• **Provided records**:

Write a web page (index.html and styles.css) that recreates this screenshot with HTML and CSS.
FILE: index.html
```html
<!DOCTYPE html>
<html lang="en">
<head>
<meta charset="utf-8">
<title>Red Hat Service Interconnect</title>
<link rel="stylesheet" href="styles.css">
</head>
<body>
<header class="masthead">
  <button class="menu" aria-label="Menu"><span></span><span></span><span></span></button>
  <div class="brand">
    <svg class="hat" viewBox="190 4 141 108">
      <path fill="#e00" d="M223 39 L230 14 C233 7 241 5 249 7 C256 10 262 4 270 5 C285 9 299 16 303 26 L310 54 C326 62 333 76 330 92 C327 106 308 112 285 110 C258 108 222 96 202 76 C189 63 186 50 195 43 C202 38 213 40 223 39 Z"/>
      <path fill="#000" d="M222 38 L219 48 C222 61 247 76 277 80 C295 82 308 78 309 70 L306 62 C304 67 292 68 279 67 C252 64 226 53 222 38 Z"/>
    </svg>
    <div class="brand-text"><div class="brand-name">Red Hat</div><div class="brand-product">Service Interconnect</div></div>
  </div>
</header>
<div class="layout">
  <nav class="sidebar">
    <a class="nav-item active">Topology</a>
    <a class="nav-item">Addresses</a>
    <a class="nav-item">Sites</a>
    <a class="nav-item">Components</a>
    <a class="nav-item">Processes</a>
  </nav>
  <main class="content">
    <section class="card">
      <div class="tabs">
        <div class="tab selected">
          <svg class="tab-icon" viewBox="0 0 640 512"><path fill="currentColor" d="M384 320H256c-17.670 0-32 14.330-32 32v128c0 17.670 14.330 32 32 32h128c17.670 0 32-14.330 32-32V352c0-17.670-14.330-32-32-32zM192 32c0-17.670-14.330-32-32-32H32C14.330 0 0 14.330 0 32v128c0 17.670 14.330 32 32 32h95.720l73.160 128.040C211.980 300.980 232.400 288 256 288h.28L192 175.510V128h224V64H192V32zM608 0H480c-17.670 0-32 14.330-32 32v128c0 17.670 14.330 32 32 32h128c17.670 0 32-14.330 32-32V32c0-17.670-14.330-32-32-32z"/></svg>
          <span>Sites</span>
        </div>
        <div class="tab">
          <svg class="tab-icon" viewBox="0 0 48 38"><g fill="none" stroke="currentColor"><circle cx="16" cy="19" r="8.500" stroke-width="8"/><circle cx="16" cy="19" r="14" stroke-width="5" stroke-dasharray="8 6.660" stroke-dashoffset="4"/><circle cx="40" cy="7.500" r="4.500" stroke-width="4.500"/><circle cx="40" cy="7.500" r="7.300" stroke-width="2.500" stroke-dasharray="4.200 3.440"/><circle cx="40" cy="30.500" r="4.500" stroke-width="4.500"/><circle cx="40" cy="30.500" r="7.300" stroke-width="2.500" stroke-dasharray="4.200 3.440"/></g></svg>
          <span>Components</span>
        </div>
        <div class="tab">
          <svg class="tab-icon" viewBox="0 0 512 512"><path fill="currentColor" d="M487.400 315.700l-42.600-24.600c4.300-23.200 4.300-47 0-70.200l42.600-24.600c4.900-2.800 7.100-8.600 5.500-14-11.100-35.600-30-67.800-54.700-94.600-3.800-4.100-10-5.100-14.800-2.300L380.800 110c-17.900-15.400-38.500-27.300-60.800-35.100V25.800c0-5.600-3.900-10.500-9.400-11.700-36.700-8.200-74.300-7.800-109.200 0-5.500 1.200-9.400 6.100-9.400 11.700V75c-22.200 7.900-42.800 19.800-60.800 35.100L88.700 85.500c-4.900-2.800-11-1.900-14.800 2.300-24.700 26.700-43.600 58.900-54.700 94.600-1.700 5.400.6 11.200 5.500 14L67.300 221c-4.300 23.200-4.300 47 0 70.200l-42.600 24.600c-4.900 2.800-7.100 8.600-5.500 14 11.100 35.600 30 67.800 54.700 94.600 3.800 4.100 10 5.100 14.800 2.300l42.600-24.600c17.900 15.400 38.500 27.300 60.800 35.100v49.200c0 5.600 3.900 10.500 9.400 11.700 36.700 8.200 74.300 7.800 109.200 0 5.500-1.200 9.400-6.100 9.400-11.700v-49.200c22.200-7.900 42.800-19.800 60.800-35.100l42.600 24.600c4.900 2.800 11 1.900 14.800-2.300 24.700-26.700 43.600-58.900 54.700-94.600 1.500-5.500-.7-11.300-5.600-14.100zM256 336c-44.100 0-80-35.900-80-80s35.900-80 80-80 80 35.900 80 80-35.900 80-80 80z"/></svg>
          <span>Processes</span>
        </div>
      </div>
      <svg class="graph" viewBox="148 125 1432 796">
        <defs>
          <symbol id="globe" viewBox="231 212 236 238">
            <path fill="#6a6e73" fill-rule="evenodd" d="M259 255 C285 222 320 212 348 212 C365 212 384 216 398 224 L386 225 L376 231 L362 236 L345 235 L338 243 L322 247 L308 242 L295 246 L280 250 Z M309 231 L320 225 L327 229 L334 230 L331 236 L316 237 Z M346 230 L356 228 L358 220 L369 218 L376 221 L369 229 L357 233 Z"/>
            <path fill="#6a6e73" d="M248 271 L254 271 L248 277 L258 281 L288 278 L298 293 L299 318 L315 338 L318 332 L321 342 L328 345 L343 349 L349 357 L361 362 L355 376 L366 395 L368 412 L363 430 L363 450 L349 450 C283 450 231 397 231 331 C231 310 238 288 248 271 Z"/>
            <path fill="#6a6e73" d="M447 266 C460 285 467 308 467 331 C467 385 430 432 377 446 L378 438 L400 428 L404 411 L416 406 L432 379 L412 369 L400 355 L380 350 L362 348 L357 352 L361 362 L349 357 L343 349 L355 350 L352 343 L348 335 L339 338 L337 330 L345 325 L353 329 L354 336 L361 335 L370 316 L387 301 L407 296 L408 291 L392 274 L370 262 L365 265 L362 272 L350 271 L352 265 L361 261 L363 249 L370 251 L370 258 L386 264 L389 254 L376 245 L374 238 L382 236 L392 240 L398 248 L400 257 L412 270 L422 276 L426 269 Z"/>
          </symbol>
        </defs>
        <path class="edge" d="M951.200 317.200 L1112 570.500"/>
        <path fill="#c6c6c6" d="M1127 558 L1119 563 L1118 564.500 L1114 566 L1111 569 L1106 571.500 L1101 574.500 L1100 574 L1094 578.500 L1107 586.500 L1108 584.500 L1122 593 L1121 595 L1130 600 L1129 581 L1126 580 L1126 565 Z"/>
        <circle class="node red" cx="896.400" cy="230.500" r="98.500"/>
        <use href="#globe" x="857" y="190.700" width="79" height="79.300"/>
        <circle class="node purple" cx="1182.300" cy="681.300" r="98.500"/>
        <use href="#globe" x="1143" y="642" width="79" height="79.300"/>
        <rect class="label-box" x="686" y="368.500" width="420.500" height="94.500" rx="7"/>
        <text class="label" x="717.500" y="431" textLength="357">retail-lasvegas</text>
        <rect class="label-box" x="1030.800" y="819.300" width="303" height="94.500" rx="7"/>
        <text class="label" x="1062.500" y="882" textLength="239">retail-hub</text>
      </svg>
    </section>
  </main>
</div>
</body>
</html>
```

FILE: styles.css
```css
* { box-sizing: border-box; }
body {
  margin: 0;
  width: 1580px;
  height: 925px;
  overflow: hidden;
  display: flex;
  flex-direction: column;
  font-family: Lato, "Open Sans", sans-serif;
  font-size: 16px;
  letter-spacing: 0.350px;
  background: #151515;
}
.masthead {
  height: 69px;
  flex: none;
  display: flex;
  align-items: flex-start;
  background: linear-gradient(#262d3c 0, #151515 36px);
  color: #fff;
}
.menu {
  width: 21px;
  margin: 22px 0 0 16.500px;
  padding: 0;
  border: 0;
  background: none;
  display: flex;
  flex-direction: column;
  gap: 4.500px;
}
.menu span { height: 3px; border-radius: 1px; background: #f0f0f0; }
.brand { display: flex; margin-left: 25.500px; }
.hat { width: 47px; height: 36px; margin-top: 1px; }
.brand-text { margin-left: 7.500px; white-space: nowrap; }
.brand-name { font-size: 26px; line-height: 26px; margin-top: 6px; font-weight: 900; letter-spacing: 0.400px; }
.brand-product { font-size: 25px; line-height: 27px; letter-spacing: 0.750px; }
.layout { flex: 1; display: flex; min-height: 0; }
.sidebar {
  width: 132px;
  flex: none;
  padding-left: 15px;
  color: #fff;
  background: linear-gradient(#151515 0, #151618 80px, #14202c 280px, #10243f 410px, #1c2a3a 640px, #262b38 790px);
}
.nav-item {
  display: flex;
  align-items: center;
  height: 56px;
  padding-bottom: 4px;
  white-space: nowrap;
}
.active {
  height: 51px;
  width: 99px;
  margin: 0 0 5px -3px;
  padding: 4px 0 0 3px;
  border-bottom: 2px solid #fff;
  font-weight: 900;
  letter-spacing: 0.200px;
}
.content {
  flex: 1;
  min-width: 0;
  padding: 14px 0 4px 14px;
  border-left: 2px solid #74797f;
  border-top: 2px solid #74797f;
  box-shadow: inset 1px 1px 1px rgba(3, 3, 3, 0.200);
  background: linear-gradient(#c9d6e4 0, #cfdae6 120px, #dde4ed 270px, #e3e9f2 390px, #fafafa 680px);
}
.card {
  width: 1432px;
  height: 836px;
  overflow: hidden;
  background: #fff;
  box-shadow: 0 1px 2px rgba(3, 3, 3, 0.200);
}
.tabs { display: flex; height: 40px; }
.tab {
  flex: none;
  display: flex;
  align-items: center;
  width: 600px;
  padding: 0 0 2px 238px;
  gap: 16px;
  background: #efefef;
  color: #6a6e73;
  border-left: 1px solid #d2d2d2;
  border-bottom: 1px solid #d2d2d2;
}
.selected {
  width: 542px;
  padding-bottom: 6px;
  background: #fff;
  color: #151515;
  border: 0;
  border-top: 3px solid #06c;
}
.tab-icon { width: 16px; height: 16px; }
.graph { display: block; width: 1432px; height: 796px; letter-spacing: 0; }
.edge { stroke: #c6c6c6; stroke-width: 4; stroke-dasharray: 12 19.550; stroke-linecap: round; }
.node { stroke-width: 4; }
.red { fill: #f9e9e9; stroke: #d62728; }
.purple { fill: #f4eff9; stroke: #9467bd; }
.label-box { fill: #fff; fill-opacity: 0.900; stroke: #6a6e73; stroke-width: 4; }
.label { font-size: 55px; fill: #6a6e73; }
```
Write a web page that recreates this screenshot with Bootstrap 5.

• **What you should do**:
Pick out the lines that have the word "index". Copy them all.

• **Expected output**:
Write a web page (index.html and styles.css) that recreates this screenshot with HTML and CSS.
FILE: index.html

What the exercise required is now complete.